**** Collected data ****

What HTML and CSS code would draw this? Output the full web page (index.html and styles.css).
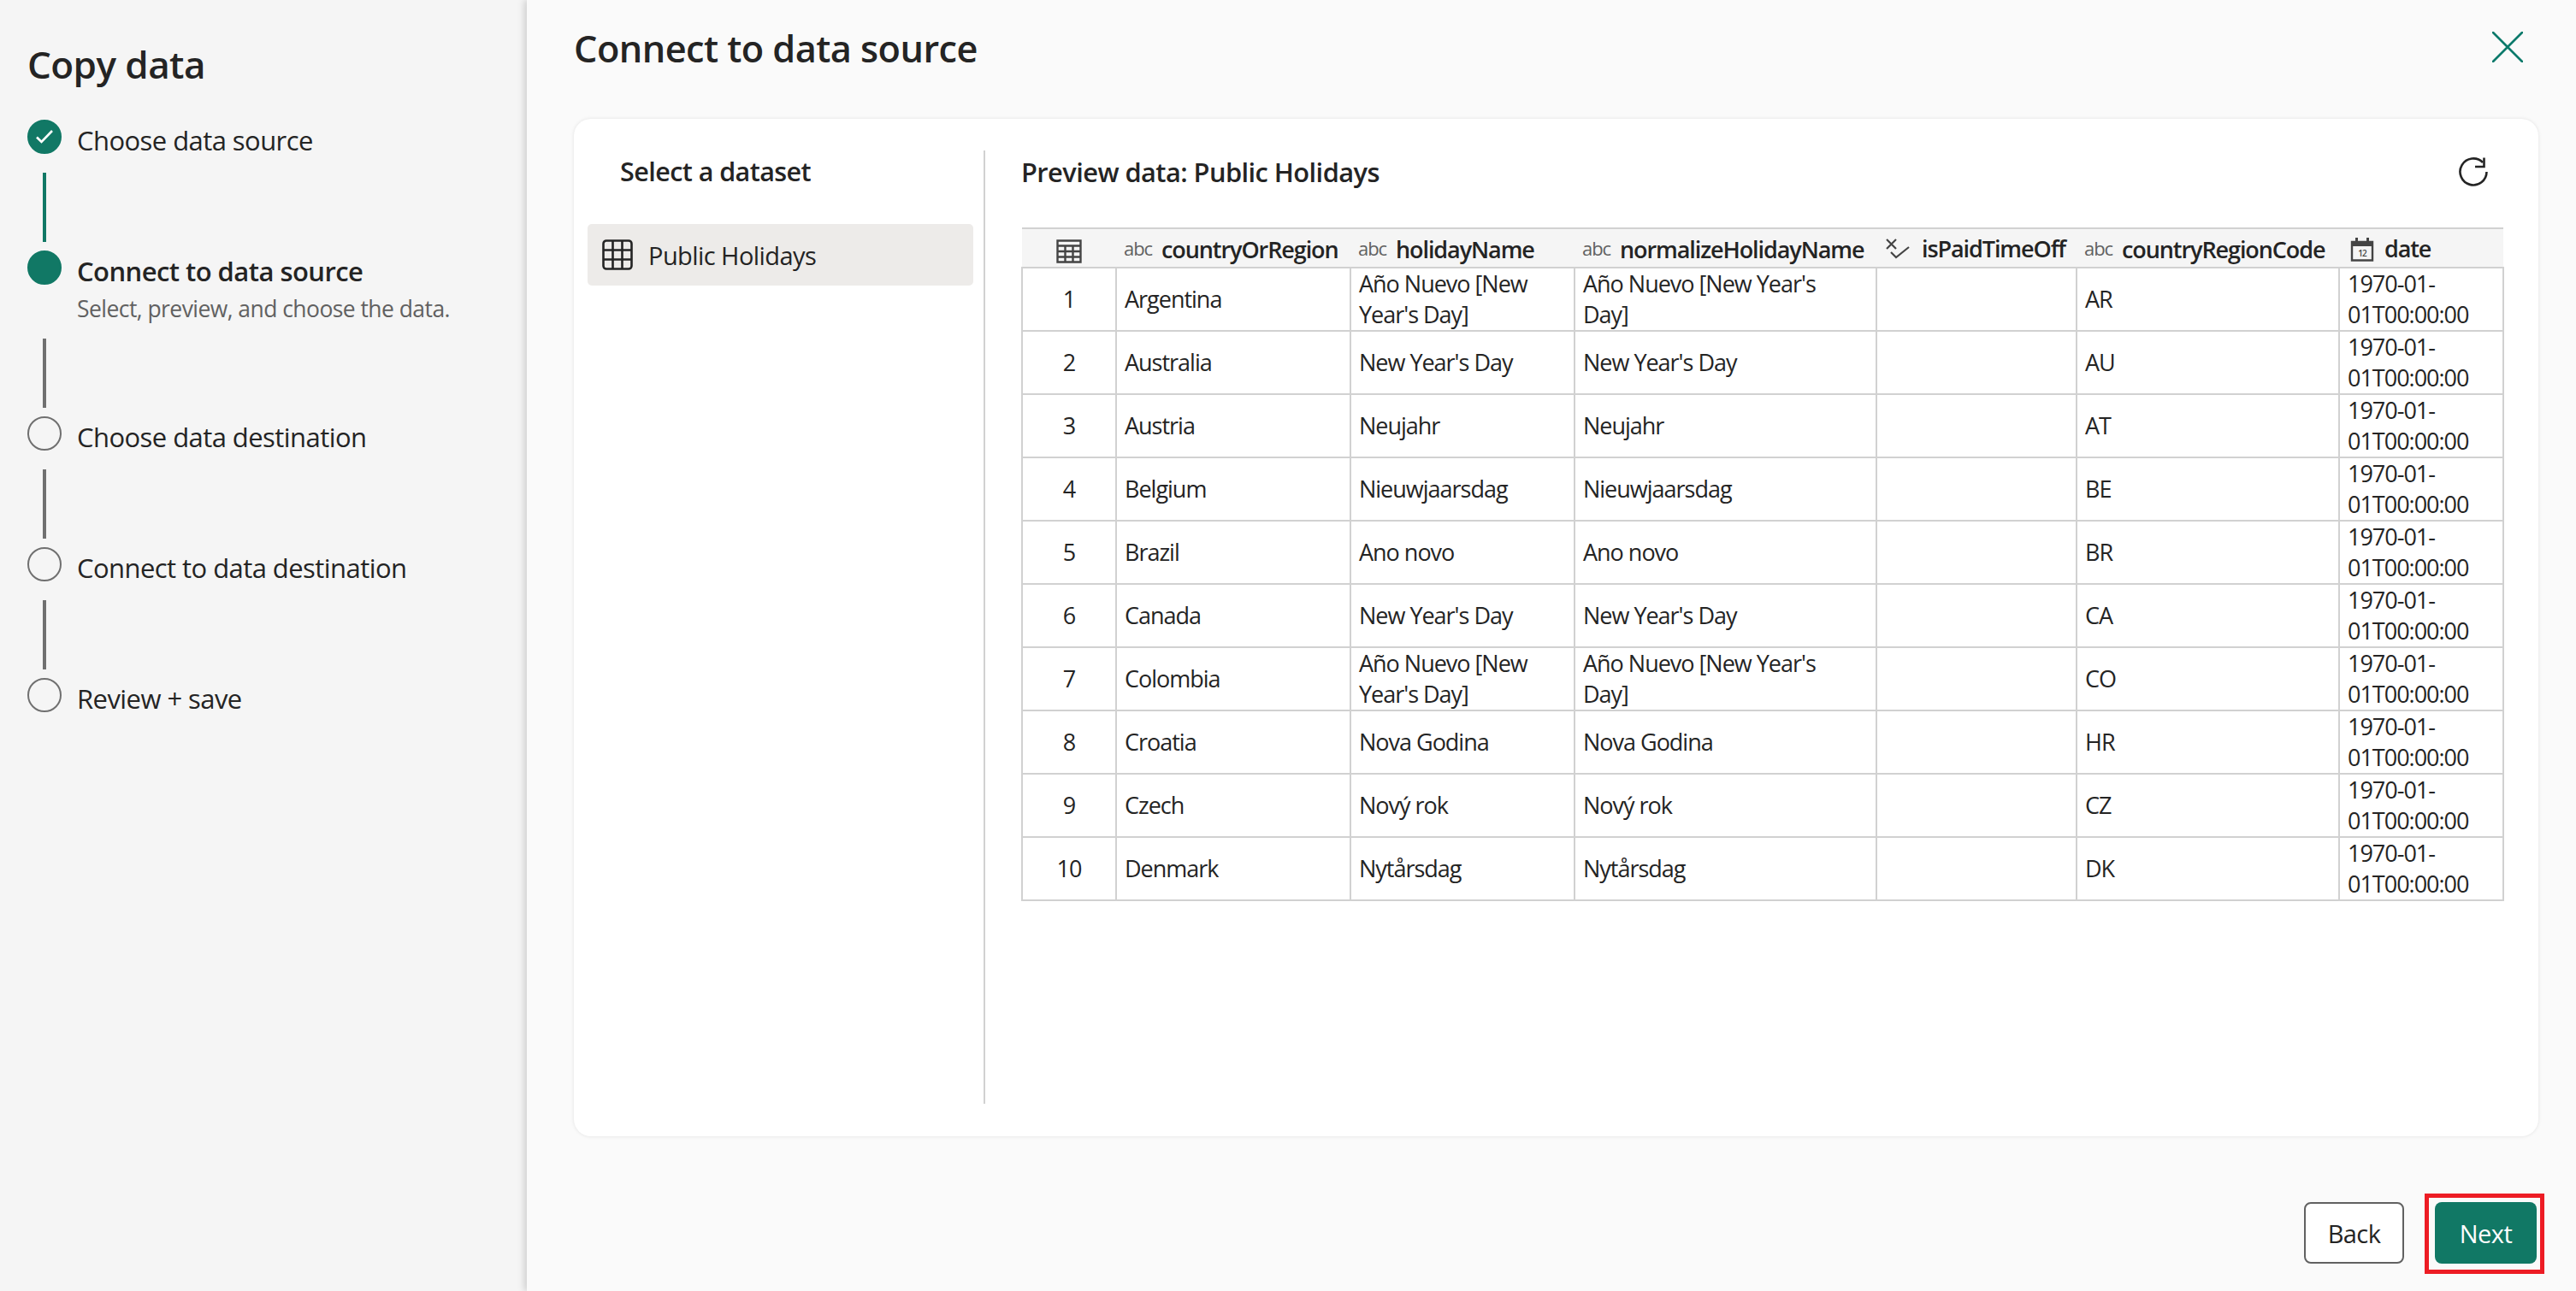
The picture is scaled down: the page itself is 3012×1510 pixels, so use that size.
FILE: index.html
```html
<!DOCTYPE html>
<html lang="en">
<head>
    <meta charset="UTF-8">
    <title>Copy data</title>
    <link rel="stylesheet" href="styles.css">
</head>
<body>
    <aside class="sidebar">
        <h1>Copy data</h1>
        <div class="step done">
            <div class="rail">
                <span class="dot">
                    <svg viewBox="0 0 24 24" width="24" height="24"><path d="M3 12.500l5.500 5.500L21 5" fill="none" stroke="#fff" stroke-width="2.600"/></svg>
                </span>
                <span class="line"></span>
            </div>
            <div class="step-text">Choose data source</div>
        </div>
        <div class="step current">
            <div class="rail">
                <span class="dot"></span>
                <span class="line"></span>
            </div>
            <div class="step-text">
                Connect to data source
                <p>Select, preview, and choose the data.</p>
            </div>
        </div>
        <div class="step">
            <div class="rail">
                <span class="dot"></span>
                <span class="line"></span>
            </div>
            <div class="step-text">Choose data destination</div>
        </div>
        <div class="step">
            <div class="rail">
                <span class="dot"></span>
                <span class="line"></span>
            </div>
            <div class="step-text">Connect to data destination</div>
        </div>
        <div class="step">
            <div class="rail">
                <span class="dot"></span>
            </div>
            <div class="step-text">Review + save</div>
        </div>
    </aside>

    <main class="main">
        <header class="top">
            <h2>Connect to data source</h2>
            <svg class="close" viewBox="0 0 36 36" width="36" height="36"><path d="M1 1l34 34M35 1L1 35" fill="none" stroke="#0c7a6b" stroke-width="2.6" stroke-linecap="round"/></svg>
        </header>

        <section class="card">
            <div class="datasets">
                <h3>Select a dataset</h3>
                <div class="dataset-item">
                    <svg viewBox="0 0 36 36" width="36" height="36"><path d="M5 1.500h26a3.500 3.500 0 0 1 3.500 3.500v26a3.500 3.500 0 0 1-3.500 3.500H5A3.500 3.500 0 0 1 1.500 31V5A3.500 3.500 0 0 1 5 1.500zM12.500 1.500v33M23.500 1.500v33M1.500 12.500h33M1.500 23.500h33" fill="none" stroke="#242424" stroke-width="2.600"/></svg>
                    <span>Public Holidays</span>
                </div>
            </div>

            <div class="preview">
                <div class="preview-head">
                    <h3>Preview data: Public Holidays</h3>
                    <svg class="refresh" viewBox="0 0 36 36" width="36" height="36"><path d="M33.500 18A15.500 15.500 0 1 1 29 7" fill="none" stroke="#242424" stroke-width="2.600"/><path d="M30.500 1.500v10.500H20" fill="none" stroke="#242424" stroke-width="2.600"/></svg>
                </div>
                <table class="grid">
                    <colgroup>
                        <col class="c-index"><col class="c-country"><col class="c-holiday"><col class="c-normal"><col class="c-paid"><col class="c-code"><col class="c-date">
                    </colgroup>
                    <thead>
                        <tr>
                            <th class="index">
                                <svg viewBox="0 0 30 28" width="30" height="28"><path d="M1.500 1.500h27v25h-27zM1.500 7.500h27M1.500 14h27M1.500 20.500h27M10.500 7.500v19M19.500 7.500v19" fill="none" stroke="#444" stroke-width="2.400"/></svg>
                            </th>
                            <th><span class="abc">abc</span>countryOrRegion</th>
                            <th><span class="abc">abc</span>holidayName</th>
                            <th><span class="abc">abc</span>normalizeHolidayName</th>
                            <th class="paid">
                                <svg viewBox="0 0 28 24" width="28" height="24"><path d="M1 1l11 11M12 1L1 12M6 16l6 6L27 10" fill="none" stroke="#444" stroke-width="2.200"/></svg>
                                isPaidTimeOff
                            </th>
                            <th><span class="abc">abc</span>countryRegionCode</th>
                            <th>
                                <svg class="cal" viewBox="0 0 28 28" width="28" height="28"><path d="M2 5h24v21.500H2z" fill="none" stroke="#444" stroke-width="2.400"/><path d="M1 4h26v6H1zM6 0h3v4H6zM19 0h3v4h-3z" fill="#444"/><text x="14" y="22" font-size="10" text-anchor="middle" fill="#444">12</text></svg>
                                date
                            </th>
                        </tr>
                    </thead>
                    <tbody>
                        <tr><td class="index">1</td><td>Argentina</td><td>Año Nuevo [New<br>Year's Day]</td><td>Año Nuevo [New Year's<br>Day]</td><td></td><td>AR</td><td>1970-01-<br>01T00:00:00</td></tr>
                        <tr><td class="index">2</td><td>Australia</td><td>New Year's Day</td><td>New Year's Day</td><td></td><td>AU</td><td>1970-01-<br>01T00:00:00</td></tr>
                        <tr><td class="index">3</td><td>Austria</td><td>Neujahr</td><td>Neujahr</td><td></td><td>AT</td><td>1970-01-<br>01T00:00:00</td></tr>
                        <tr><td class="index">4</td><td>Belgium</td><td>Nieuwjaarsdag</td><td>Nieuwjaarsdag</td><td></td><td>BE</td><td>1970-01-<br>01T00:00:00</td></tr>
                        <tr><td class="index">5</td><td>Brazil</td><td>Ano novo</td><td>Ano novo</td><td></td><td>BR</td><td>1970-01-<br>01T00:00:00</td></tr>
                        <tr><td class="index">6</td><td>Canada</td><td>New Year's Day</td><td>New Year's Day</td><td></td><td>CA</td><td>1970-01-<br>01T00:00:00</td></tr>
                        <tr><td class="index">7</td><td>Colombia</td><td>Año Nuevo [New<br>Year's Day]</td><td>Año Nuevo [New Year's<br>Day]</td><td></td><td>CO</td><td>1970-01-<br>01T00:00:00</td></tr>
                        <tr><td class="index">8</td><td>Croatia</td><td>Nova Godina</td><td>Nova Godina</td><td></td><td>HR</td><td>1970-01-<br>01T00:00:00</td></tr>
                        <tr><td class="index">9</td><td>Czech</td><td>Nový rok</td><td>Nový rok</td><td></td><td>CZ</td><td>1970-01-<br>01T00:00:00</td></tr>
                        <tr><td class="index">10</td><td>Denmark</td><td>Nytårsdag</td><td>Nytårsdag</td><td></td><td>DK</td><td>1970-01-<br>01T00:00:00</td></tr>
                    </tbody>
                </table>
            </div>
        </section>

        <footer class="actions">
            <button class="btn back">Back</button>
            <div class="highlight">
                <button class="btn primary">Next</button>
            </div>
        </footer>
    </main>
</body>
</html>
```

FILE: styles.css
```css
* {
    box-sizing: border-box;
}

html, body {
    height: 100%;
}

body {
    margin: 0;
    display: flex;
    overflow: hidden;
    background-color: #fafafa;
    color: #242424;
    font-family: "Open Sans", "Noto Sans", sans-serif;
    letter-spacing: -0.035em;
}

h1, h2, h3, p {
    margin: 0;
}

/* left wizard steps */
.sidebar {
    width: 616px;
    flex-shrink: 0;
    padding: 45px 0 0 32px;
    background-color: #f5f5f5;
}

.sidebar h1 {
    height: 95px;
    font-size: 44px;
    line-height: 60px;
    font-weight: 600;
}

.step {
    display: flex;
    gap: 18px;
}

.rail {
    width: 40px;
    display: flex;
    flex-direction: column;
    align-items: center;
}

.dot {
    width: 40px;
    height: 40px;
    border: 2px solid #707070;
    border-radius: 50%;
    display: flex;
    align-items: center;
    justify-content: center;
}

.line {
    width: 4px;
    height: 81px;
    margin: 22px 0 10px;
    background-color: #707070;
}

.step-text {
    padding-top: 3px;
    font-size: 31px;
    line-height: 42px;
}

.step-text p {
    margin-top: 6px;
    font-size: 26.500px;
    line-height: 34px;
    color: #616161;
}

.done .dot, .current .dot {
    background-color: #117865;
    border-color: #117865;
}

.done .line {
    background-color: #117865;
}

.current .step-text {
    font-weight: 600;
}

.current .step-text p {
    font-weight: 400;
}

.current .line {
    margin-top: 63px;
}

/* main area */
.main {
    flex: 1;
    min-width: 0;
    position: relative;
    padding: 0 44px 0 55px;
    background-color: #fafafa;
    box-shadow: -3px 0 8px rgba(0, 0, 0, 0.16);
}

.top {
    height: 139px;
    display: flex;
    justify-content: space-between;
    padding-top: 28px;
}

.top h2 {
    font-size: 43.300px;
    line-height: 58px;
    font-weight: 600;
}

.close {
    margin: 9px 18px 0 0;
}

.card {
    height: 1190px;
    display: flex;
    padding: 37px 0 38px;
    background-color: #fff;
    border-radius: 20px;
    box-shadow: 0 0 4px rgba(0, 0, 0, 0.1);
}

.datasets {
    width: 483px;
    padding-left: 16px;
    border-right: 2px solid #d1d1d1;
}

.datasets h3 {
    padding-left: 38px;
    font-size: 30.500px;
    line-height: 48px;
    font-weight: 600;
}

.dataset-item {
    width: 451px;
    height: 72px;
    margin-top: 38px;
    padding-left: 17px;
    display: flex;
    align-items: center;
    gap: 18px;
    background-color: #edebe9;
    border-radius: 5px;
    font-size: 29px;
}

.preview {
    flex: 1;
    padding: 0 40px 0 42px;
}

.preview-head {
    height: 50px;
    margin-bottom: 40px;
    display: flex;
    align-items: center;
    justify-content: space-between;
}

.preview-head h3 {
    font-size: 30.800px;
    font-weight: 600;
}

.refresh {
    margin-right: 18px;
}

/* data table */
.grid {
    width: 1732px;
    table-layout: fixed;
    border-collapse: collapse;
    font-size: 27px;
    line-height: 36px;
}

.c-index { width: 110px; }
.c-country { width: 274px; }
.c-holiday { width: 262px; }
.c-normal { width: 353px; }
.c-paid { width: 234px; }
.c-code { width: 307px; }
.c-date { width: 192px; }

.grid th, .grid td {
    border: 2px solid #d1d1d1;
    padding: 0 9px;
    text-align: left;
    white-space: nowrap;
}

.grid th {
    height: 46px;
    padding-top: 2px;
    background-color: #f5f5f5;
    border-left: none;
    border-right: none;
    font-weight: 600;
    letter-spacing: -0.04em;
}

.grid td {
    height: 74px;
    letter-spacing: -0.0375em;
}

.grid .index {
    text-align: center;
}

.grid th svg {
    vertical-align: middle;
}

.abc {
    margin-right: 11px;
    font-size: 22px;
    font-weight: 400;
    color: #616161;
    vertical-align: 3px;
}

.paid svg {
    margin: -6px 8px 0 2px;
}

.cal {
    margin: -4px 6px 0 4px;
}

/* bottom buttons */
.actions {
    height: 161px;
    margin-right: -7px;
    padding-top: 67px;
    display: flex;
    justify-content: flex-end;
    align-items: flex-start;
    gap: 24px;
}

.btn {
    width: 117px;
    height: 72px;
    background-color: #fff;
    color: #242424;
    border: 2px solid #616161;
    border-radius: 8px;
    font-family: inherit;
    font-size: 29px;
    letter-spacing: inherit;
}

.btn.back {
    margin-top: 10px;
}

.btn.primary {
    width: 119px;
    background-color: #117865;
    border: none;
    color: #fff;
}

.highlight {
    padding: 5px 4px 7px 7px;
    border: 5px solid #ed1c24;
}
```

****

* Do this *
All lines in the data that contain the word "styles" should be copied.

* Solution to this exercise *
What HTML and CSS code would draw this? Output the full web page (index.html and styles.css).
    <link rel="stylesheet" href="styles.css">
FILE: styles.css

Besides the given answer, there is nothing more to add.